* _WHAT YOU NEED TO DO_: Pictures stay out of this copy, which runs from the first line of the material through the line containing "#f0ece9 48%, #e9e4df".

----- MATERIAL

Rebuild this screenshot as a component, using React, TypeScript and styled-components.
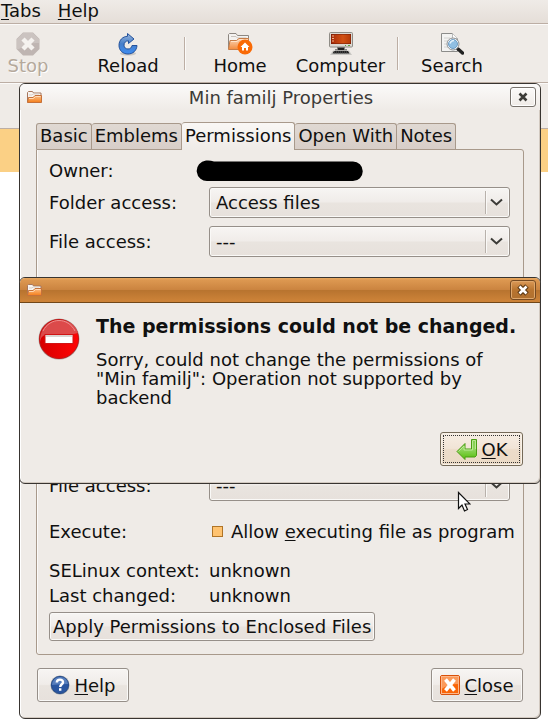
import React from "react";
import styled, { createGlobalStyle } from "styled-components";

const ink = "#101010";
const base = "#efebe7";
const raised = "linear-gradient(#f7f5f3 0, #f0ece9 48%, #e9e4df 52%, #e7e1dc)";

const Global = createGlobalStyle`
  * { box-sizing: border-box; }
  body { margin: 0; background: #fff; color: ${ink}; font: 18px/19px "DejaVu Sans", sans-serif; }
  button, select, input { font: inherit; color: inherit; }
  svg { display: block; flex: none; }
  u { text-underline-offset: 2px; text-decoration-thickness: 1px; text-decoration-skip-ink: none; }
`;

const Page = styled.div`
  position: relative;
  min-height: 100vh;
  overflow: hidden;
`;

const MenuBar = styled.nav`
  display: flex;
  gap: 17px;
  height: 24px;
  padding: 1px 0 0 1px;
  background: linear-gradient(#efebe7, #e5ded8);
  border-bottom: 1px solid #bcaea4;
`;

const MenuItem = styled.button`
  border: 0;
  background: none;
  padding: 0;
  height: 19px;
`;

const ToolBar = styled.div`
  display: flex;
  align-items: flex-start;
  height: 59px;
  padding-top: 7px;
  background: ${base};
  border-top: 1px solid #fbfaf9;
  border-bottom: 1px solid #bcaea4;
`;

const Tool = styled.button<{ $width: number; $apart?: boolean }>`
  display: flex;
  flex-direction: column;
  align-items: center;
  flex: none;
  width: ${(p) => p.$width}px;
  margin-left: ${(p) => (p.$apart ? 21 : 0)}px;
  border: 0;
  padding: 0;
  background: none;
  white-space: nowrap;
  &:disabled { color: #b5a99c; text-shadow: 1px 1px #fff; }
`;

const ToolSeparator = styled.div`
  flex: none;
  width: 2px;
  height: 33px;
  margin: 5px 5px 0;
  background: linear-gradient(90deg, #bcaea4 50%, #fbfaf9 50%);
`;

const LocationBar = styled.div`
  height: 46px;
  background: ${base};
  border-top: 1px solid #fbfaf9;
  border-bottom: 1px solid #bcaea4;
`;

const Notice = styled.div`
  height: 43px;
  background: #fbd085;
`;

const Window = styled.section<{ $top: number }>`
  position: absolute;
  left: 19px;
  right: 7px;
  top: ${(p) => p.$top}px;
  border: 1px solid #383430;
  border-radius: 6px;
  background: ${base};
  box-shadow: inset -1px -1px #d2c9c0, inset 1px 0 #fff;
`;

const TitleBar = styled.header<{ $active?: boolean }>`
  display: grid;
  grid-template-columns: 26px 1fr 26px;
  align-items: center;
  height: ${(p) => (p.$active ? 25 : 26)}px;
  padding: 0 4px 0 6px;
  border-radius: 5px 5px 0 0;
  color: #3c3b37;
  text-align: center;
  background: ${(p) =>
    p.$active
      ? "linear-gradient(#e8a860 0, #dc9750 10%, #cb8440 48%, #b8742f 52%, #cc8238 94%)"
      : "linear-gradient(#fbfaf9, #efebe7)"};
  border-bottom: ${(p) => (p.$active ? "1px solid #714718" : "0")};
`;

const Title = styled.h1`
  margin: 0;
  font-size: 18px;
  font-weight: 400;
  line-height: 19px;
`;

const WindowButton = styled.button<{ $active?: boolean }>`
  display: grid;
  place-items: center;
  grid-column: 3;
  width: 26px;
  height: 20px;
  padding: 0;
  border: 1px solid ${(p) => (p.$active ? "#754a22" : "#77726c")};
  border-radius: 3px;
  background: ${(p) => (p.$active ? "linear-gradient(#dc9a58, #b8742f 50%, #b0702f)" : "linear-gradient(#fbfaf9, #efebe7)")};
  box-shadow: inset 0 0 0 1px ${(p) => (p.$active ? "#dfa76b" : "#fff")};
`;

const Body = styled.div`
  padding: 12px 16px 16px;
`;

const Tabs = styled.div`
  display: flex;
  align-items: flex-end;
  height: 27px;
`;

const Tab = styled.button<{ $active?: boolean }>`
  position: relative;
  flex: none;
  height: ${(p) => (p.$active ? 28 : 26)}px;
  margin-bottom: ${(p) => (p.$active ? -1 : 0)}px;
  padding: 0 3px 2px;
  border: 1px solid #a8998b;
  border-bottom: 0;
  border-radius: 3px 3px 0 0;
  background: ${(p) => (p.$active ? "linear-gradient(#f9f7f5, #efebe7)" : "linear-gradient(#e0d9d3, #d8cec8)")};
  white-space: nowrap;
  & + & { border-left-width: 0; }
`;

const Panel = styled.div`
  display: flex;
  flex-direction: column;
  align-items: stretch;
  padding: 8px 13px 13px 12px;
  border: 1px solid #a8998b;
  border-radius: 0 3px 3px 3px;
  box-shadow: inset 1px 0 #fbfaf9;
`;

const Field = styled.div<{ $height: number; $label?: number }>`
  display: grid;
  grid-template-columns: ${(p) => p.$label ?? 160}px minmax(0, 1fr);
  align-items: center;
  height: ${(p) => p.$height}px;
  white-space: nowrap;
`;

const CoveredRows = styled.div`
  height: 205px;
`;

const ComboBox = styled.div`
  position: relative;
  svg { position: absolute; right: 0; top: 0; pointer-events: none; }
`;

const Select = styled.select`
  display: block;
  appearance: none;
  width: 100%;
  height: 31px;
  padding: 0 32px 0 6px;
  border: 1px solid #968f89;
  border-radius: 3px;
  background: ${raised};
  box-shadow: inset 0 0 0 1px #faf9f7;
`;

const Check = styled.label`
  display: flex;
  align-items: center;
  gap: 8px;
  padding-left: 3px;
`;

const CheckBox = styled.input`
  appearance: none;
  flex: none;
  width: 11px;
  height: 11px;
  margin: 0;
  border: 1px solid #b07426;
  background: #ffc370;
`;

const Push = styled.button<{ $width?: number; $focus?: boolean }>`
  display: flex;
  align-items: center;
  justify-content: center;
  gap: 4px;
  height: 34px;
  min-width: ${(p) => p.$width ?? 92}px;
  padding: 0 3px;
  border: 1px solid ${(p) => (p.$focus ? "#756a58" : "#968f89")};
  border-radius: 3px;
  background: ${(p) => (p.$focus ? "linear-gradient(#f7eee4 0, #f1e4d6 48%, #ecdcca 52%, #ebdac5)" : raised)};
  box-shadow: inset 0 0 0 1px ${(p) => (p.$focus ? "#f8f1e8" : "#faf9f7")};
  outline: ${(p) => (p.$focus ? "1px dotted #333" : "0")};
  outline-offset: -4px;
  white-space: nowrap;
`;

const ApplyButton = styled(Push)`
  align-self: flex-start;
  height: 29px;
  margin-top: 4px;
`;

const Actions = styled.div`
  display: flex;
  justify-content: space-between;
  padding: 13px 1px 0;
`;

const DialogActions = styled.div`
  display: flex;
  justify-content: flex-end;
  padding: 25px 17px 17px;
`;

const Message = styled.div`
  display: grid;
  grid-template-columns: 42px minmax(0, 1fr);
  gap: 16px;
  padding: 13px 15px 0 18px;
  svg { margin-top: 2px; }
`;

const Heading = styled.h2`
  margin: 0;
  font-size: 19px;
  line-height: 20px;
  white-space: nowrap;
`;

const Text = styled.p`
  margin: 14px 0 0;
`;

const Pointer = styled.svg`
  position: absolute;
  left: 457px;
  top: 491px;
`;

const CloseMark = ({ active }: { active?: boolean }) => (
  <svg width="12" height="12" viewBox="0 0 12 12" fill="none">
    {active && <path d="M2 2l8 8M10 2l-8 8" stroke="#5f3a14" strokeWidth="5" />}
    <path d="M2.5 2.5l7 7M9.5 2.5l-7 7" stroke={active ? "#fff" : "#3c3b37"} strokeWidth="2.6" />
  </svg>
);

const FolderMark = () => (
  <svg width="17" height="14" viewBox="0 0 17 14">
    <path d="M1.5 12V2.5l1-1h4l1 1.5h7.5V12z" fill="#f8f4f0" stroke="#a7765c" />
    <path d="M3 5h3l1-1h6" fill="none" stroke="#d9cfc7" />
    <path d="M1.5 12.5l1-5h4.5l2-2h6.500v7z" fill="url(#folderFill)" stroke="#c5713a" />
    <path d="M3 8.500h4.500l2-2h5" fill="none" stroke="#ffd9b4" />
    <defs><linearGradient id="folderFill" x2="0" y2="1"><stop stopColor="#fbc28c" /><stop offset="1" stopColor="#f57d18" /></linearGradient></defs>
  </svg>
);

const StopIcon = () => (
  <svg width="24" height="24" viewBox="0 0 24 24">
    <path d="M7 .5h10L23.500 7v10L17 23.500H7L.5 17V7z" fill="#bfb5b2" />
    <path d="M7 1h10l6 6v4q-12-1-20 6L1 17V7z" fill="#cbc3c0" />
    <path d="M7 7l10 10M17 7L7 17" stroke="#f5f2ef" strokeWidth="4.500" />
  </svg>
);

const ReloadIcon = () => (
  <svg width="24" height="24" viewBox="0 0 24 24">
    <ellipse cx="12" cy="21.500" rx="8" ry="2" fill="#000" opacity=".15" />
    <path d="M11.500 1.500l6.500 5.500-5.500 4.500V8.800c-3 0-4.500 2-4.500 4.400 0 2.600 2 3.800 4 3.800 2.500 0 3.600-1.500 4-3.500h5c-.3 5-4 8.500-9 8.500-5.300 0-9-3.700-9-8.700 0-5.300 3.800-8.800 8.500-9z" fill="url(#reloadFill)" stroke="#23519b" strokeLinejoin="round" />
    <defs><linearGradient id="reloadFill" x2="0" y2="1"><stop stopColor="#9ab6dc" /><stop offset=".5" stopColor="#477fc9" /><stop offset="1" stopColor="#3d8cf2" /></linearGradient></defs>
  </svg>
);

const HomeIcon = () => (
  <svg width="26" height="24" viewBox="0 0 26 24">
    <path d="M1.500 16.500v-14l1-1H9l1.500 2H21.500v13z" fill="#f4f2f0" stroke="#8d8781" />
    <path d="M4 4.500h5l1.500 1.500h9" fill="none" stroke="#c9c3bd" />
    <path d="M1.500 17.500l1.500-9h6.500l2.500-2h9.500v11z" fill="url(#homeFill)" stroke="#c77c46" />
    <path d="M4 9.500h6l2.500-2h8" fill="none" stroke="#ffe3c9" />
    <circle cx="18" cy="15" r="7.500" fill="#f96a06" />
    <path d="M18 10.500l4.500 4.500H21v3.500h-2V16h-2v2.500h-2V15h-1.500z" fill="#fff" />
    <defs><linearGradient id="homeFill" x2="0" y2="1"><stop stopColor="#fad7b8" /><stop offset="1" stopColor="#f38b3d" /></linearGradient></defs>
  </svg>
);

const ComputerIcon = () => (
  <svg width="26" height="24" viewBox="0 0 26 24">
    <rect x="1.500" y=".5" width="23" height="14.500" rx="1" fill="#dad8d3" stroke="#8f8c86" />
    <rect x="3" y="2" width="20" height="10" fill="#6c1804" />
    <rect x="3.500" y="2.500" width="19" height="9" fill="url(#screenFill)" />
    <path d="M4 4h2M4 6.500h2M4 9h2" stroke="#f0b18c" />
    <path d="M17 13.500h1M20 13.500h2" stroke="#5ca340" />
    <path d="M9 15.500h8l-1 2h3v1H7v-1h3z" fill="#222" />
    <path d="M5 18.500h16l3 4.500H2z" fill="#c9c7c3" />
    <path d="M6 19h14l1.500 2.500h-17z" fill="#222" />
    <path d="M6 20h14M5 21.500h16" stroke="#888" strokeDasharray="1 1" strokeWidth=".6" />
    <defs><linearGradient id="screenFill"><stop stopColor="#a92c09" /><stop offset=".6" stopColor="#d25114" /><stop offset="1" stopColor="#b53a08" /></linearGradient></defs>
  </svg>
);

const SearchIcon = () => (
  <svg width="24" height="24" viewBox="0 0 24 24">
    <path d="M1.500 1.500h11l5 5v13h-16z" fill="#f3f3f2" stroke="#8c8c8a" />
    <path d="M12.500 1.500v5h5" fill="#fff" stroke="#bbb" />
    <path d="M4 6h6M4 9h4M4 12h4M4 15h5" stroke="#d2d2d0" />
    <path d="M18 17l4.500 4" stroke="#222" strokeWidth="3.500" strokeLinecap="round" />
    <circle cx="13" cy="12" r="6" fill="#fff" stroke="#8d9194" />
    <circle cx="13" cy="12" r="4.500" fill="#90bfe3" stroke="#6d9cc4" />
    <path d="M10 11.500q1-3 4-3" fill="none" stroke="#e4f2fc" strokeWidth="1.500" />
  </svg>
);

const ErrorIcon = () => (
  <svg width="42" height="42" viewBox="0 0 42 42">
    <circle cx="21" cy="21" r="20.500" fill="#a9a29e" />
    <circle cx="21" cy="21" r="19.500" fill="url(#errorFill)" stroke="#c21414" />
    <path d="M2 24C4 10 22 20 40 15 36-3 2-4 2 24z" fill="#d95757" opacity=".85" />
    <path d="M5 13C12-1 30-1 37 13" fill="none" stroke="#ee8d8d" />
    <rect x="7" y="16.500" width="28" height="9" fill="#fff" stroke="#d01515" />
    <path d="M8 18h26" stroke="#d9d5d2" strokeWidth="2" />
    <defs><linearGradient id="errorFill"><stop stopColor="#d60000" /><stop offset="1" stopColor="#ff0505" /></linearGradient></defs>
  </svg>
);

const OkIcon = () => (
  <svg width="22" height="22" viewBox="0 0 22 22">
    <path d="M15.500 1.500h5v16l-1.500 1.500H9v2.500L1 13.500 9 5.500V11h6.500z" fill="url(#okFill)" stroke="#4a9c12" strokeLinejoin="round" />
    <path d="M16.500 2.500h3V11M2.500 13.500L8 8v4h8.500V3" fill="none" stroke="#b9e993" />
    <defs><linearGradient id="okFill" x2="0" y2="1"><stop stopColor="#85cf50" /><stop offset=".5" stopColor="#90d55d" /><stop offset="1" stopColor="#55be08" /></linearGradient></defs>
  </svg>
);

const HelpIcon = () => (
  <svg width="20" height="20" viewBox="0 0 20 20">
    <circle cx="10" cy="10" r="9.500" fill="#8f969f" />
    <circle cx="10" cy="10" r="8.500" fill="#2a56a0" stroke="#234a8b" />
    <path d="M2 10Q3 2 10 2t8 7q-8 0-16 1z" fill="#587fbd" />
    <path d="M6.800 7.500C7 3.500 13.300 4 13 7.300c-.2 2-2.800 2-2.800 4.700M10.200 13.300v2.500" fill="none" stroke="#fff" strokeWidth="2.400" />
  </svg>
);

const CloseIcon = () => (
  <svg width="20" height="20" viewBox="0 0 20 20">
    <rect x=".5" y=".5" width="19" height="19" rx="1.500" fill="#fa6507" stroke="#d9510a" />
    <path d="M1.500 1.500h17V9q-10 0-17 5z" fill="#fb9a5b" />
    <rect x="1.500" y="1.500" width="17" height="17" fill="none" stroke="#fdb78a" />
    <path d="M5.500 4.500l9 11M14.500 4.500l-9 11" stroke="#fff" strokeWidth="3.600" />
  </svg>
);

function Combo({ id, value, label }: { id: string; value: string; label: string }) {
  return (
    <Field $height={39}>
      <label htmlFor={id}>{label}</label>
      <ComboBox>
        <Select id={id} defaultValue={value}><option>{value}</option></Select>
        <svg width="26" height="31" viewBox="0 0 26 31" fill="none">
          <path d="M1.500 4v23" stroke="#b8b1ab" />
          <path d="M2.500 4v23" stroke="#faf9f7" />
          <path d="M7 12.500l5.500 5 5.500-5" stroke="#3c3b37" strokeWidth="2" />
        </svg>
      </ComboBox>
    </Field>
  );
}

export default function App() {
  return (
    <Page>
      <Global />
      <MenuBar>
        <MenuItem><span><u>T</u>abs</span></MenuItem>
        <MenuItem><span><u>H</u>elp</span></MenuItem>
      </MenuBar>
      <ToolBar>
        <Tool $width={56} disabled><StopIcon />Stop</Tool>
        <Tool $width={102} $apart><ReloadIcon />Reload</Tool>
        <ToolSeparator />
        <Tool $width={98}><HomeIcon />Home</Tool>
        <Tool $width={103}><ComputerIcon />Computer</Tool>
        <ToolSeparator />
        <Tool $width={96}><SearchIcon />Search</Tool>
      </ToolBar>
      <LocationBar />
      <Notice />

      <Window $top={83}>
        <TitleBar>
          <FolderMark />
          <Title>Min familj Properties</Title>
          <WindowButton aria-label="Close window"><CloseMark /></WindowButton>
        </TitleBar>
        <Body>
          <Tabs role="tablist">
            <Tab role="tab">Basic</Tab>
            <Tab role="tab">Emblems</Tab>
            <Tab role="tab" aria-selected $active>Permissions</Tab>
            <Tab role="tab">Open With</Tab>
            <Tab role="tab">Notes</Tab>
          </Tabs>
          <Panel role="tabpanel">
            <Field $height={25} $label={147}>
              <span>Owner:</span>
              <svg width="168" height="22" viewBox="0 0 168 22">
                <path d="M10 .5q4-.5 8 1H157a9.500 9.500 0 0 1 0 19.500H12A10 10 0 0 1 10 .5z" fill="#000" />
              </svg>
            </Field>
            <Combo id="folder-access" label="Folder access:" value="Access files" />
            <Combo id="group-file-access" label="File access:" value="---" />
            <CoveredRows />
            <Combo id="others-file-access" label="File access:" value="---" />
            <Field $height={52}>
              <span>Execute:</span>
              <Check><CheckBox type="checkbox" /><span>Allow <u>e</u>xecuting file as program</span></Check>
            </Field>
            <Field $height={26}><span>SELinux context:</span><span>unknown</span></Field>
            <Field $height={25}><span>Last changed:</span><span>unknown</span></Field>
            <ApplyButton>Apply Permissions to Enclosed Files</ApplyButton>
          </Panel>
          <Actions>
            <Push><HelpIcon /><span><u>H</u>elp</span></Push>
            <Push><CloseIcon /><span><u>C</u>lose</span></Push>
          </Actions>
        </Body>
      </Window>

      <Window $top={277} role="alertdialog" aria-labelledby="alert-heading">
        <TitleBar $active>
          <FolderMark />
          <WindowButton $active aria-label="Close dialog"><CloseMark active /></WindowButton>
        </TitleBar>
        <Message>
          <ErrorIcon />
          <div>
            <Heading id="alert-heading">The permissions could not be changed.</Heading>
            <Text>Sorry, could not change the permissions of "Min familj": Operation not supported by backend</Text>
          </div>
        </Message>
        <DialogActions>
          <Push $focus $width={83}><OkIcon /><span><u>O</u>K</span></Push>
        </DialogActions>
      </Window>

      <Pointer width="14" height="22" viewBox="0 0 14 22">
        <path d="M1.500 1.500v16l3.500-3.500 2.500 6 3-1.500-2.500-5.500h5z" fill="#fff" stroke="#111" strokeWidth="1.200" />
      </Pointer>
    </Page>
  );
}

----------

* _RESULT OF THE EXERCISE_:
Rebuild this screenshot as a component, using React, TypeScript and styled-components.
import React from "react";
import styled, { createGlobalStyle } from "styled-components";

const ink = "#101010";
const base = "#efebe7";
const raised = "linear-gradient(#f7f5f3 0, #f0ece9 48%, #e9e4df 52%, #e7e1dc)";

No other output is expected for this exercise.